### [RECORDS PROVIDED]
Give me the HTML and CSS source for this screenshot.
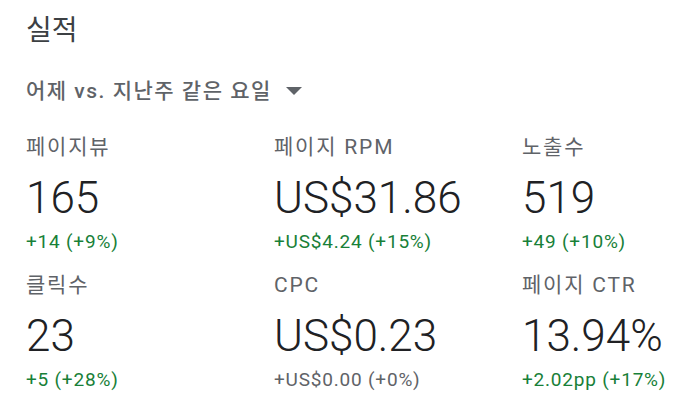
FILE: index.html
```html
<!DOCTYPE html>
<html lang="ko">
<head>
<meta charset="utf-8">
<link rel="stylesheet" href="styles.css">
</head>
<body>
<div class="card">
  <h1 class="title">실적</h1>
  <div class="range">어제 vs. 지난주 같은 요일 <svg class="caret" width="16" height="8" viewBox="0 0 16 8"><path d="M0 0h16L8 8z" fill="#5f6368"/></svg></div>
  <div class="grid">
    <div class="metric">
      <div class="label">페이지뷰</div>
      <div class="value">165</div>
      <div class="delta up">+14 (+9%)</div>
    </div>
    <div class="metric">
      <div class="label">페이지 RPM</div>
      <div class="value">US$31.86</div>
      <div class="delta up">+US$4.24 (+15%)</div>
    </div>
    <div class="metric">
      <div class="label">노출수</div>
      <div class="value">519</div>
      <div class="delta up">+49 (+10%)</div>
    </div>
    <div class="metric">
      <div class="label">클릭수</div>
      <div class="value">23</div>
      <div class="delta up">+5 (+28%)</div>
    </div>
    <div class="metric">
      <div class="label">CPC</div>
      <div class="value">US$0.23</div>
      <div class="delta flat">+US$0.00 (+0%)</div>
    </div>
    <div class="metric">
      <div class="label">페이지 CTR</div>
      <div class="value">13.94%</div>
      <div class="delta up">+2.02pp (+17%)</div>
    </div>
  </div>
</div>
</body>
</html>
```
FILE: styles.css
```css
html, body {
  margin: 0;
  padding: 0;
  background: #ffffff;
}
body {
  font-family: Roboto, "Noto Sans CJK KR", sans-serif;
  color: #202124;
}
.card {
  padding: 13px 0 0 26px;
}
.title {
  margin: 0;
  font-size: 28px;
  font-weight: 400;
  line-height: 36px;
  color: #3c4043;
}
.range {
  margin-top: 28px;
  font-size: 21px;
  font-weight: 500;
  letter-spacing: 1.5px;
  line-height: 28px;
  color: #5f6368;
  display: flex;
  align-items: center;
  gap: 14px;
}
.grid {
  margin-top: 28px;
  display: grid;
  grid-template-columns: 248px 248px 160px;
  row-gap: 17px;
}
.label {
  font-size: 21px;
  letter-spacing: 1.8px;
  line-height: 28px;
  color: #5f6368;
}
.value {
  margin-top: 12px;
  font-size: 44px;
  font-weight: 300;
  line-height: 50px;
  color: #202124;
}
.delta {
  margin-top: 7px;
  font-size: 19px;
  letter-spacing: 0.8px;
  line-height: 24px;
}
.up { color: #188038; }
.flat { color: #5f6368; }
```
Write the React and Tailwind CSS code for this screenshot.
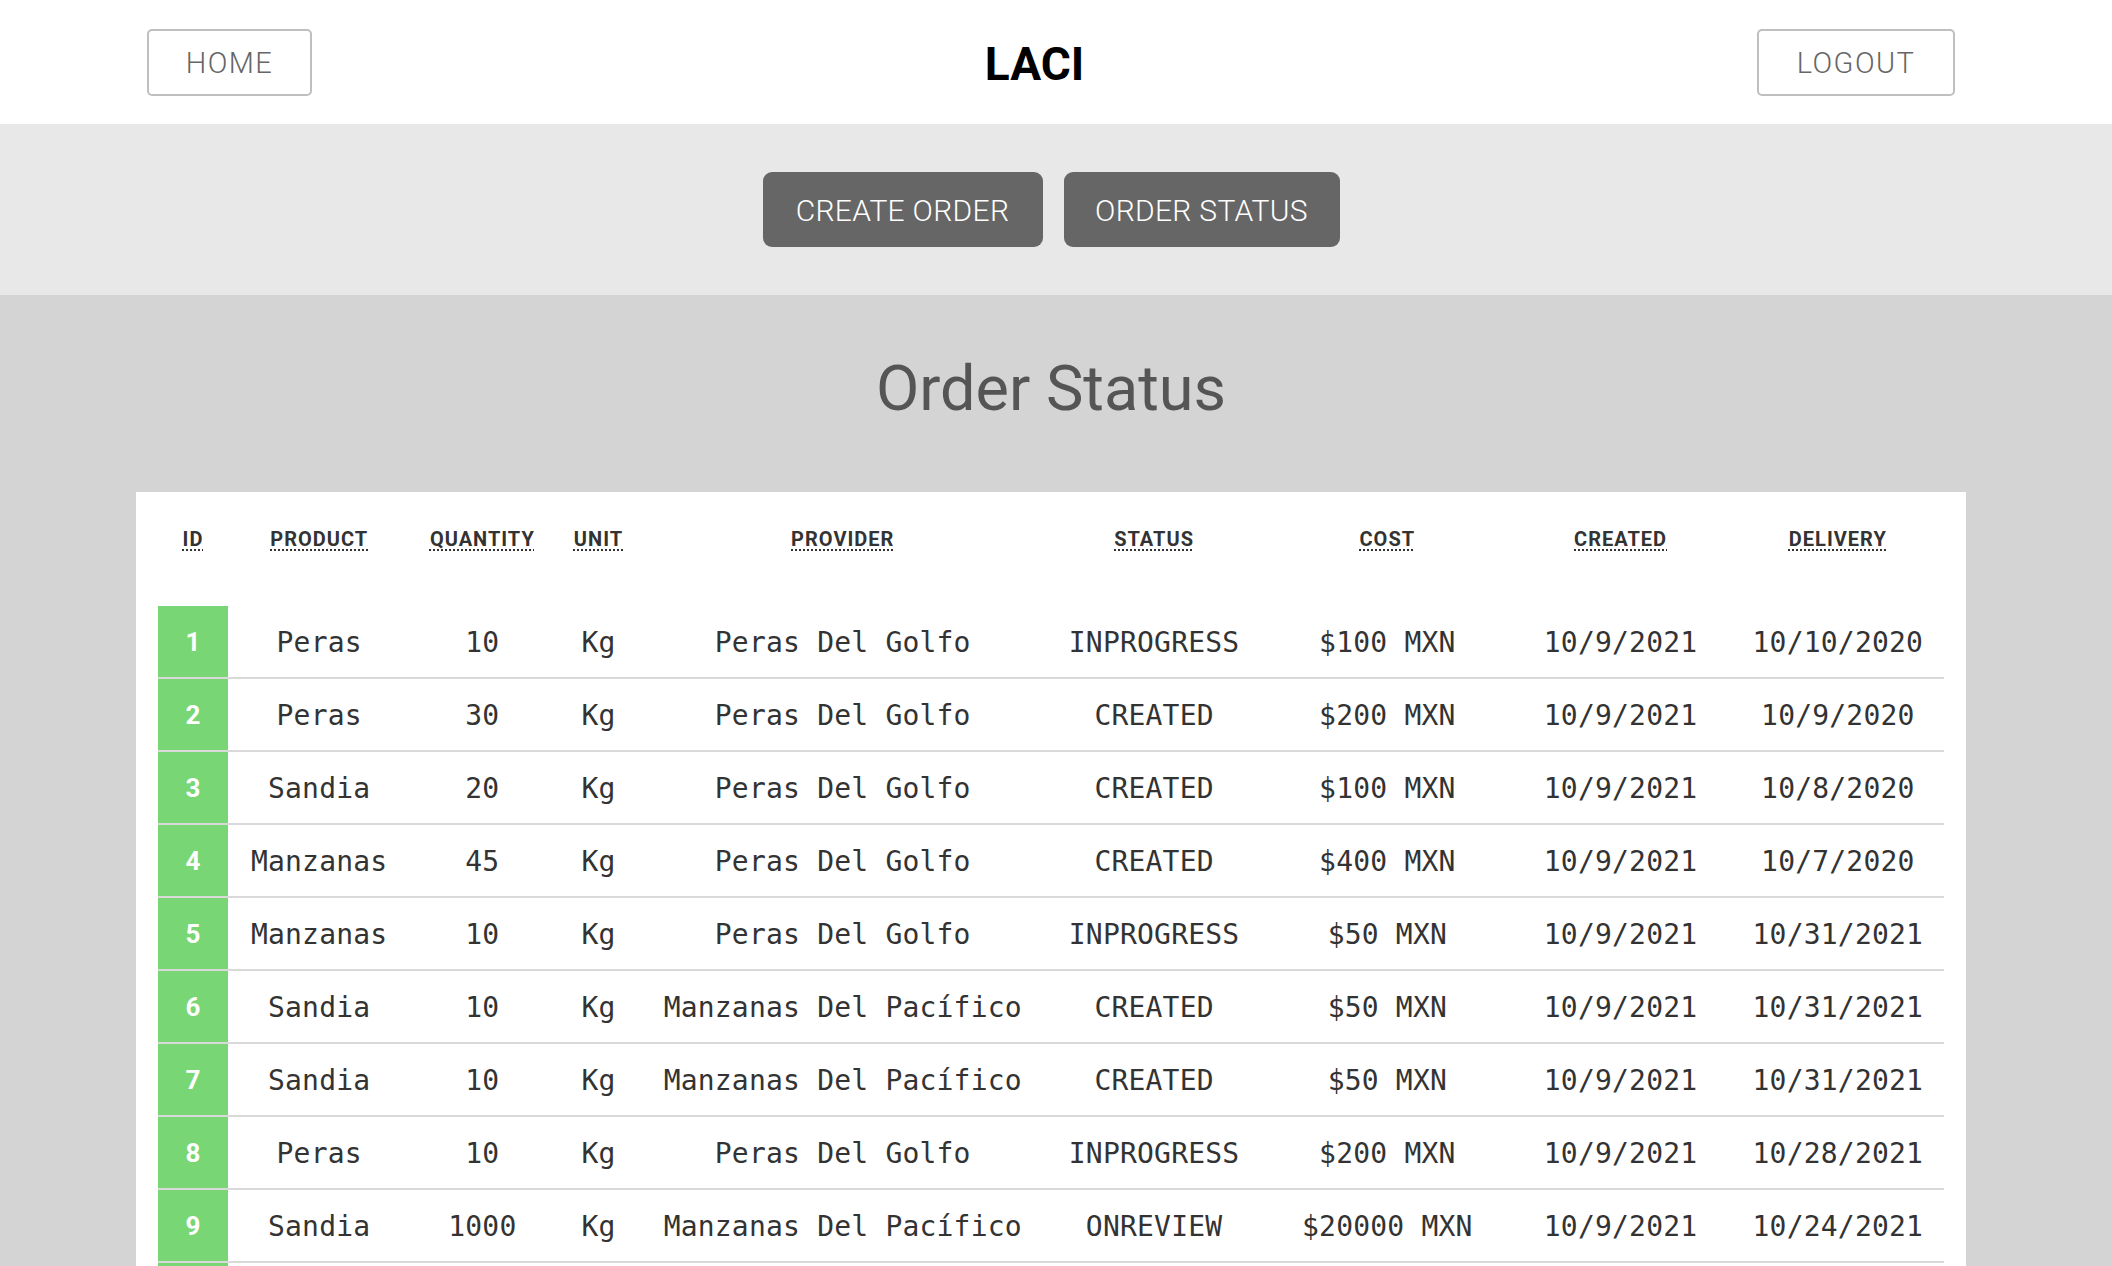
import React from "react";

const orders = [
  { id: 1, product: "Peras", quantity: 10, unit: "Kg", provider: "Peras Del Golfo", status: "INPROGRESS", cost: "$100 MXN", created: "10/9/2021", delivery: "10/10/2020" },
  { id: 2, product: "Peras", quantity: 30, unit: "Kg", provider: "Peras Del Golfo", status: "CREATED", cost: "$200 MXN", created: "10/9/2021", delivery: "10/9/2020" },
  { id: 3, product: "Sandia", quantity: 20, unit: "Kg", provider: "Peras Del Golfo", status: "CREATED", cost: "$100 MXN", created: "10/9/2021", delivery: "10/8/2020" },
  { id: 4, product: "Manzanas", quantity: 45, unit: "Kg", provider: "Peras Del Golfo", status: "CREATED", cost: "$400 MXN", created: "10/9/2021", delivery: "10/7/2020" },
  { id: 5, product: "Manzanas", quantity: 10, unit: "Kg", provider: "Peras Del Golfo", status: "INPROGRESS", cost: "$50 MXN", created: "10/9/2021", delivery: "10/31/2021" },
  { id: 6, product: "Sandia", quantity: 10, unit: "Kg", provider: "Manzanas Del Pacífico", status: "CREATED", cost: "$50 MXN", created: "10/9/2021", delivery: "10/31/2021" },
  { id: 7, product: "Sandia", quantity: 10, unit: "Kg", provider: "Manzanas Del Pacífico", status: "CREATED", cost: "$50 MXN", created: "10/9/2021", delivery: "10/31/2021" },
  { id: 8, product: "Peras", quantity: 10, unit: "Kg", provider: "Peras Del Golfo", status: "INPROGRESS", cost: "$200 MXN", created: "10/9/2021", delivery: "10/28/2021" },
  { id: 9, product: "Sandia", quantity: 1000, unit: "Kg", provider: "Manzanas Del Pacífico", status: "ONREVIEW", cost: "$20000 MXN", created: "10/9/2021", delivery: "10/24/2021" },
];

const columns = [
  { key: "id", label: "ID", width: "w-[70px]" },
  { key: "product", label: "PRODUCT", width: "w-[182px]" },
  { key: "quantity", label: "QUANTITY", width: "w-[144px]" },
  { key: "unit", label: "UNIT", width: "w-[88px]" },
  { key: "provider", label: "PROVIDER", width: "w-[400px]" },
  { key: "status", label: "STATUS", width: "w-[222px]" },
  { key: "cost", label: "COST", width: "w-[244px]" },
  { key: "created", label: "CREATED", width: "w-[222px]" },
  { key: "delivery", label: "DELIVERY", width: "w-[212px]" },
];

// outlined nav button in the top bar
const outlineButton =
  "h-[67px] pt-[3px] flex items-center justify-center border-2 border-[#bfbfbf] rounded-[5px] bg-white text-[#666] text-[29px] font-light tracking-[0.05em] whitespace-nowrap";

// dark filled tab buttons
const tabButton =
  "h-[75px] pt-[2px] flex items-center justify-center rounded-[9px] bg-[#666] text-white text-[30px] font-light tracking-[0.01em] whitespace-nowrap";

function Header() {
  return (
    <header className="bg-white h-[124px] pl-[147px] pr-[157px] flex items-center justify-between">
      <button className={`${outlineButton} w-[165px]`}>HOME</button>
      <h1 className="pt-[4px] text-[46px] font-bold text-black leading-none">LACI</h1>
      <button className={`${outlineButton} w-[198px]`}>LOGOUT</button>
    </header>
  );
}

function Tabs() {
  return (
    <nav className="bg-[#e8e8e8] h-[171px] pr-[10px] flex items-center justify-center gap-[21px]">
      <button className={`${tabButton} w-[280px]`}>CREATE ORDER</button>
      <button className={`${tabButton} w-[276px]`}>ORDER STATUS</button>
    </nav>
  );
}

function OrdersTable() {
  return (
    <div className="bg-white ml-[136px] mr-[146px] px-[22px] pt-[22px]">
      <table className="table-fixed w-[1786px] border-separate border-spacing-0">
        <thead>
          <tr>
            {columns.map((col) => (
              <th key={col.key} className={`${col.width} h-[50px] text-center align-middle font-bold text-[20px] tracking-[0.05em] text-[#333]`}>
                <abbr title={col.label} className="underline decoration-dotted decoration-[2px] underline-offset-[3px]">
                  {col.label}
                </abbr>
              </th>
            ))}
          </tr>
          <tr className="h-[42px]" />
        </thead>
        <tbody>
          {orders.map((o) => (
            <tr key={o.id}>
              <td className="h-[73px] pt-[2px] bg-[#78d674] border-b-2 border-[#d9d9d9] text-center text-white font-bold text-[26px]">
                {o.id}
              </td>
              {columns.slice(1).map((col) => (
                <td
                  key={col.key}
                  className="h-[73px] pt-[2px] border-b-2 border-[#d9d9d9] text-center text-[#333] text-[28px] whitespace-nowrap font-['DejaVu_Sans_Mono',monospace] tracking-[0.2px]"
                >
                  {o[col.key]}
                </td>
              ))}
            </tr>
          ))}
          {/* next row, cut off by the window edge */}
          <tr>
            <td className="h-[73px] bg-[#78d674]" />
            <td colSpan={8} className="h-[73px]" />
          </tr>
        </tbody>
      </table>
    </div>
  );
}

export default function App() {
  return (
    <div className="h-screen overflow-hidden bg-[#d4d4d4] font-['Roboto','Liberation_Sans',sans-serif]">
      <Header />
      <Tabs />
      <main>
        <div className="h-[197px] pr-[10px] pb-[10px] flex items-center justify-center">
          <h2 className="text-[63px] text-[#555] leading-none">Order Status</h2>
        </div>
        <OrdersTable />
      </main>
    </div>
  );
}
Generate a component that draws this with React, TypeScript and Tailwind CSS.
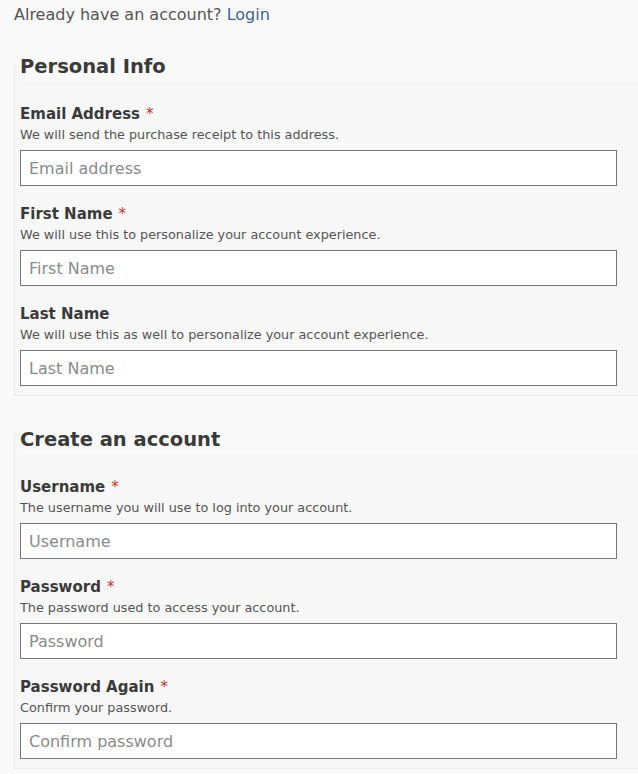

### [TASK INSTRUCTIONS]
Print exactly the lines from the line containing "Write the React" through the line containing "import React from", and omit any picture found among them.

### [RESULT FOR THIS TASK]
Write the React and Tailwind CSS code for this screenshot.
import React from "react";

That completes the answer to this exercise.